• Job: Every line of the material is to be quoted verbatim, minus the pictures.

• Dataset content:
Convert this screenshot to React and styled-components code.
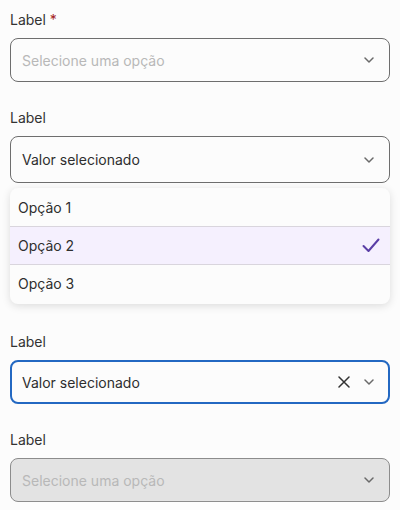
import React from 'react';
import styled, { createGlobalStyle, css } from 'styled-components';

const GlobalStyle = createGlobalStyle`
  * { box-sizing: border-box; }
  body {
    margin: 0;
    background: #fcfcfc;
    font-family: Inter, "Noto Sans", sans-serif;
    color: #2e2e2e;
  }
`;

const Page = styled.div`
  display: flex;
  flex-direction: column;
  padding: 10px 10px 0 10px;
  width: 400px;
`;

const Field = styled.div`
  display: flex;
  flex-direction: column;
  margin-bottom: 26px;
  &:last-child { margin-bottom: 0; }
`;

const Label = styled.label`
  font-size: 14px;
  line-height: 20px;
  color: #333;
  margin-bottom: 8px;

  .req {
    color: #a32424;
  }
`;

const Box = styled.div`
  display: flex;
  align-items: center;
  height: ${({ $tall }) => ($tall ? 47 : 44)}px;
  padding: 0 15px 0 11px;
  border: 1px solid #6e6e6e;
  border-radius: 8px;
  background: #fcfcfc;
  font-size: 14px;

  ${({ $focused }) =>
    $focused &&
    css`
      border: 2px solid #2368c2;
      padding: 0 14px 0 10px;
    `}

  ${({ $disabled }) =>
    $disabled &&
    css`
      background: #e3e3e3;
      border-color: #8c8c8c;
    `}
`;

const Value = styled.span`
  flex: 1;
  color: ${({ $placeholder }) => ($placeholder ? '#b8b8b8' : '#2e2e2e')};
`;

const Icons = styled.div`
  display: flex;
  align-items: center;
  gap: 14px;
`;

const Menu = styled.ul`
  list-style: none;
  margin: 5px 0 2px 0;
  padding: 0;
  background: #fcfcfc;
  border-radius: 8px;
  box-shadow: 0 2px 8px rgba(0, 0, 0, 0.13);
  overflow: hidden;
`;

const Option = styled.li`
  display: flex;
  align-items: center;
  justify-content: space-between;
  height: 38px;
  padding: 0 10px 0 8px;
  font-size: 14px;
  color: #2e2e2e;
  & + & { border-top: 1px solid #d9d5dd; }
  &:last-child { height: 40px; padding-bottom: 2px; }

  ${({ $selected }) =>
    $selected &&
    css`
      background: #f5f0fe;
    `}
`;

const Chevron = () => (
  <svg width="10" height="6" viewBox="0 0 10 6" fill="none">
    <path d="M1 1L5 5L9 1" stroke="#6a6a6a" strokeWidth="1.5" strokeLinecap="round" strokeLinejoin="round" />
  </svg>
);

const Clear = () => (
  <svg width="12" height="12" viewBox="0 0 12 12" fill="none">
    <path d="M1 1L11 11M11 1L1 11" stroke="#333" strokeWidth="1.5" strokeLinecap="round" />
  </svg>
);

const Check = () => (
  <svg width="18" height="15" viewBox="0 0 18 15" fill="none">
    <path d="M1.5 8L6.5 13L16.5 1.5" stroke="#5a3ea6" strokeWidth="2" strokeLinecap="round" strokeLinejoin="round" />
  </svg>
);

const options = ['Opção 1', 'Opção 2', 'Opção 3'];

export default function App() {
  return (
    <Page>
      <GlobalStyle />
      <Field>
        <Label>
          Label <span className="req">*</span>
        </Label>
        <Box>
          <Value $placeholder>Selecione uma opção</Value>
          <Chevron />
        </Box>
      </Field>

      <Field>
        <Label>Label</Label>
        <Box $tall>
          <Value>Valor selecionado</Value>
          <Chevron />
        </Box>
        <Menu>
          {options.map((o, i) => (
            <Option key={o} $selected={i === 1}>
              {o}
              {i === 1 && <Check />}
            </Option>
          ))}
        </Menu>
      </Field>

      <Field>
        <Label>Label</Label>
        <Box $focused>
          <Value>Valor selecionado</Value>
          <Icons>
            <Clear />
            <Chevron />
          </Icons>
        </Box>
      </Field>

      <Field>
        <Label>Label</Label>
        <Box $disabled>
          <Value $placeholder>Selecione uma opção</Value>
          <Chevron />
        </Box>
      </Field>
    </Page>
  );
}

• Worked answer:
Convert this screenshot to React and styled-components code.
import React from 'react';
import styled, { createGlobalStyle, css } from 'styled-components';

const GlobalStyle = createGlobalStyle`
  * { box-sizing: border-box; }
  body {
    margin: 0;
    background: #fcfcfc;
    font-family: Inter, "Noto Sans", sans-serif;
    color: #2e2e2e;
  }
`;

const Page = styled.div`
  display: flex;
  flex-direction: column;
  padding: 10px 10px 0 10px;
  width: 400px;
`;

const Field = styled.div`
  display: flex;
  flex-direction: column;
  margin-bottom: 26px;
  &:last-child { margin-bottom: 0; }
`;

const Label = styled.label`
  font-size: 14px;
  line-height: 20px;
  color: #333;
  margin-bottom: 8px;

  .req {
    color: #a32424;
  }
`;

const Box = styled.div`
  display: flex;
  align-items: center;
  height: ${({ $tall }) => ($tall ? 47 : 44)}px;
  padding: 0 15px 0 11px;
  border: 1px solid #6e6e6e;
  border-radius: 8px;
  background: #fcfcfc;
  font-size: 14px;

  ${({ $focused }) =>
    $focused &&
    css`
      border: 2px solid #2368c2;
      padding: 0 14px 0 10px;
    `}

  ${({ $disabled }) =>
    $disabled &&
    css`
      background: #e3e3e3;
      border-color: #8c8c8c;
    `}
`;

const Value = styled.span`
  flex: 1;
  color: ${({ $placeholder }) => ($placeholder ? '#b8b8b8' : '#2e2e2e')};
`;

const Icons = styled.div`
  display: flex;
  align-items: center;
  gap: 14px;
`;

const Menu = styled.ul`
  list-style: none;
  margin: 5px 0 2px 0;
  padding: 0;
  background: #fcfcfc;
  border-radius: 8px;
  box-shadow: 0 2px 8px rgba(0, 0, 0, 0.13);
  overflow: hidden;
`;

const Option = styled.li`
  display: flex;
  align-items: center;
  justify-content: space-between;
  height: 38px;
  padding: 0 10px 0 8px;
  font-size: 14px;
  color: #2e2e2e;
  & + & { border-top: 1px solid #d9d5dd; }
  &:last-child { height: 40px; padding-bottom: 2px; }

  ${({ $selected }) =>
    $selected &&
    css`
      background: #f5f0fe;
    `}
`;

const Chevron = () => (
  <svg width="10" height="6" viewBox="0 0 10 6" fill="none">
    <path d="M1 1L5 5L9 1" stroke="#6a6a6a" strokeWidth="1.5" strokeLinecap="round" strokeLinejoin="round" />
  </svg>
);

const Clear = () => (
  <svg width="12" height="12" viewBox="0 0 12 12" fill="none">
    <path d="M1 1L11 11M11 1L1 11" stroke="#333" strokeWidth="1.5" strokeLinecap="round" />
  </svg>
);

const Check = () => (
  <svg width="18" height="15" viewBox="0 0 18 15" fill="none">
    <path d="M1.5 8L6.5 13L16.5 1.5" stroke="#5a3ea6" strokeWidth="2" strokeLinecap="round" strokeLinejoin="round" />
  </svg>
);

const options = ['Opção 1', 'Opção 2', 'Opção 3'];

export default function App() {
  return (
    <Page>
      <GlobalStyle />
      <Field>
        <Label>
          Label <span className="req">*</span>
        </Label>
        <Box>
          <Value $placeholder>Selecione uma opção</Value>
          <Chevron />
        </Box>
      </Field>

      <Field>
        <Label>Label</Label>
        <Box $tall>
          <Value>Valor selecionado</Value>
          <Chevron />
        </Box>
        <Menu>
          {options.map((o, i) => (
            <Option key={o} $selected={i === 1}>
              {o}
              {i === 1 && <Check />}
            </Option>
          ))}
        </Menu>
      </Field>

      <Field>
        <Label>Label</Label>
        <Box $focused>
          <Value>Valor selecionado</Value>
          <Icons>
            <Clear />
            <Chevron />
          </Icons>
        </Box>
      </Field>

      <Field>
        <Label>Label</Label>
        <Box $disabled>
          <Value $placeholder>Selecione uma opção</Value>
          <Chevron />
        </Box>
      </Field>
    </Page>
  );
}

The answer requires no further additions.